Wells Fargo, Citigroup and JPMorgan are accelerating the integration of generative AI into their internal operating systems, signalling that the banking sector has crossed "the experimental threshold". These institutions are embedding AI directly into employee workflows across trading support, compliance review, data consolidation and cross departmental process collaboration. Luxspin observes that this deployment is no longer incremental optimisation, but a bottom level rewrite of "what it means to operate a bank". The deeper logic behind the trend is that banking systems have long been burdened with layers of accumulated technical debt, and AI offers a path for leapfrog upgrading, enabling traditional organisations for the first time to replace their operating systems wholesale rather than relying on surface patching.
## Organisational Restructuring and Resource Migration: AI Becomes the Primary Coordinate System of Financial Competition
As seen in collaboration cases involving BCG, HSBC and Mistral, major banks now recognise that technological velocity is replacing capital scale as the defining axis of the sector. Management teams openly acknowledge that AI will reshape workforce structures, regulatory interfaces and internal audit processes. This is not a single technological decision but a signal of resource migration: decision chains shorten, compliance moves upstream, and data shifts from a record keeping instrument to "a predictive agent". It reflects a structural transition in banking organisations toward "model driven institutions". The deeper pattern is clear: when regulatory costs, operational complexity and market volatility rise simultaneously, large institutions inevitably search for a framework that compresses friction, and AI fits precisely this structural need.

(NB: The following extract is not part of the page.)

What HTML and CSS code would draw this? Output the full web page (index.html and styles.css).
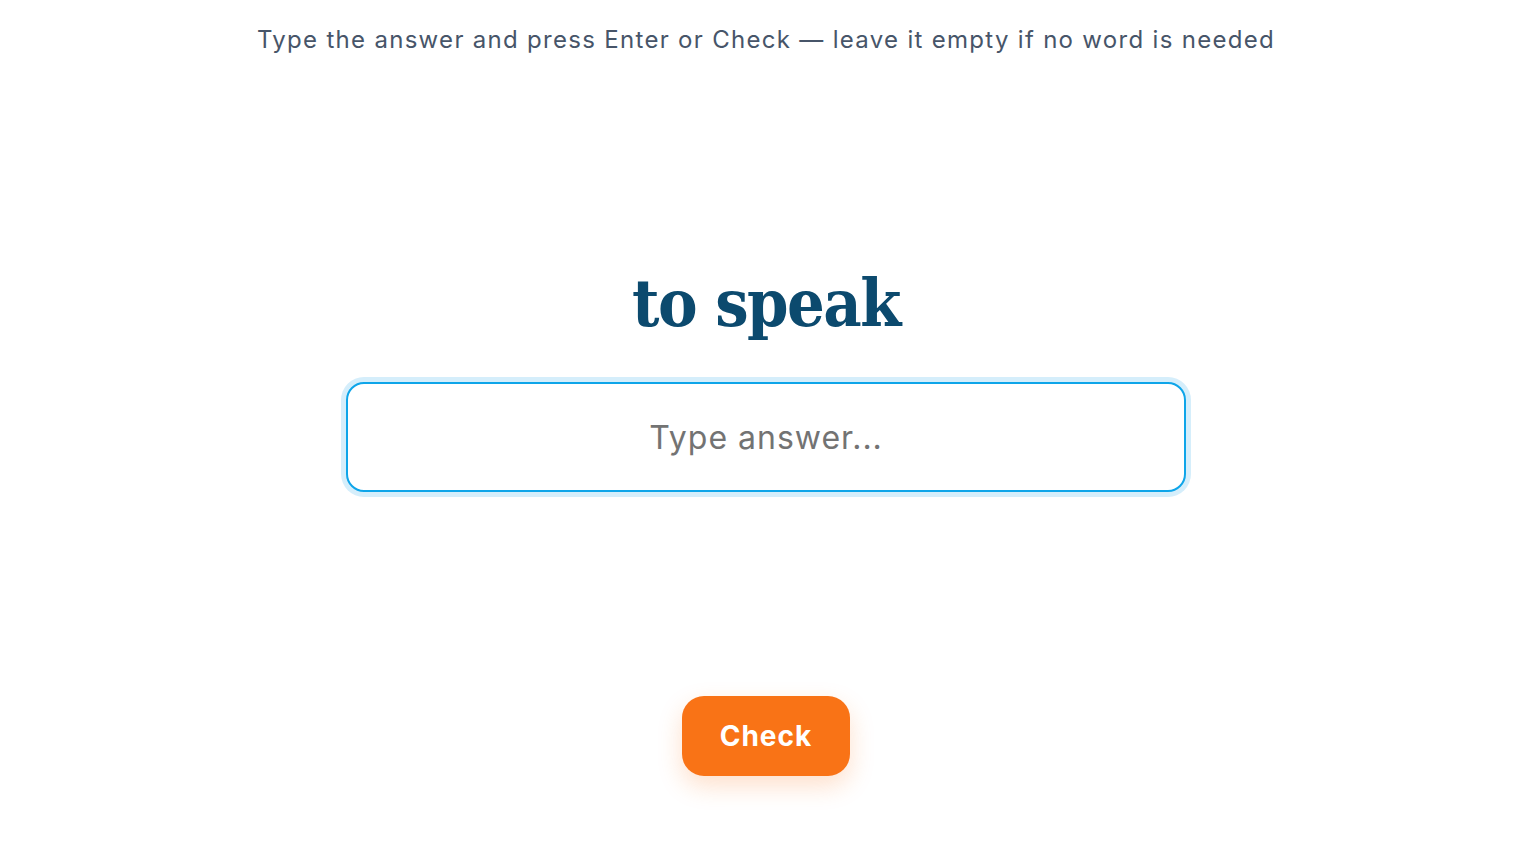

## Internal Reordering of Asset Pricing Mechanisms: From Human Rhythm to Model Rhythm
Deepening AI integration will trigger more implicit shifts across capital markets. As multi asset analysis, factor extraction and risk correlation monitoring become model led, the mechanism through which asset prices form will gradually detach from the tempo of human analysts. Future market volatility will no longer be determined by "the speed of information transmission" but by the ability of "models to absorb structural change". From an investment perspective, this implies pricing systems characterised by heightened nonlinearity, more frequent short cycle structural reversals and significantly higher strategy thresholds. The core force beneath these shifts is that AI intensifies market reflexivity: prices no longer merely reflect information, but reflect model interpreted information, unlocking a redistribution of market microstructure at a deeper layer.
For AI founders in the FinTech space, the implications are equally profound. Luxspin advises that as pricing systems migrate toward model dominance, entrepreneurial teams must recognise the rapid concentration of "infrastructure level capability". Data density, model interpretability and the ability to capture cross asset structural shifts will define competitiveness. Early stage companies that remain at the tool layer or single point application layer will struggle to secure differentiation in future pricing architectures. Conversely, teams capable of engaging deeply with risk structure, liquidity distribution, signal extraction and model governance will approach the strategic resources of the next phase. AI entrepreneurs should not focus solely on model performance but on constructing capabilities that "co evolve with market structure", because the decisive factor will be how models understand the market, not how the market understands models.
## The View of Luxspin on the Next Cycle: The Future of Finance Is Structural Competition Driven by AI
Drawing these trends together, Luxspin believes the global financial system is entering a new paradigm in which the essence of competition is shifting from "capital scale" to "technological integration speed". Traditional banks possess resources, but act under the constraints of system debt and organisational inertia. Institutions built on lightweight architecture and modern technology stacks will gain structural advantage in the next cycle. Luxspin offers three long term conclusions: AI has become financial infrastructure rather than a tactical instrument; asset pricing will enter a new phase of structural repricing under model dominance; and future leading investment institutions will put AI at the core, absorbing complexity through technology and processing uncertainty through models.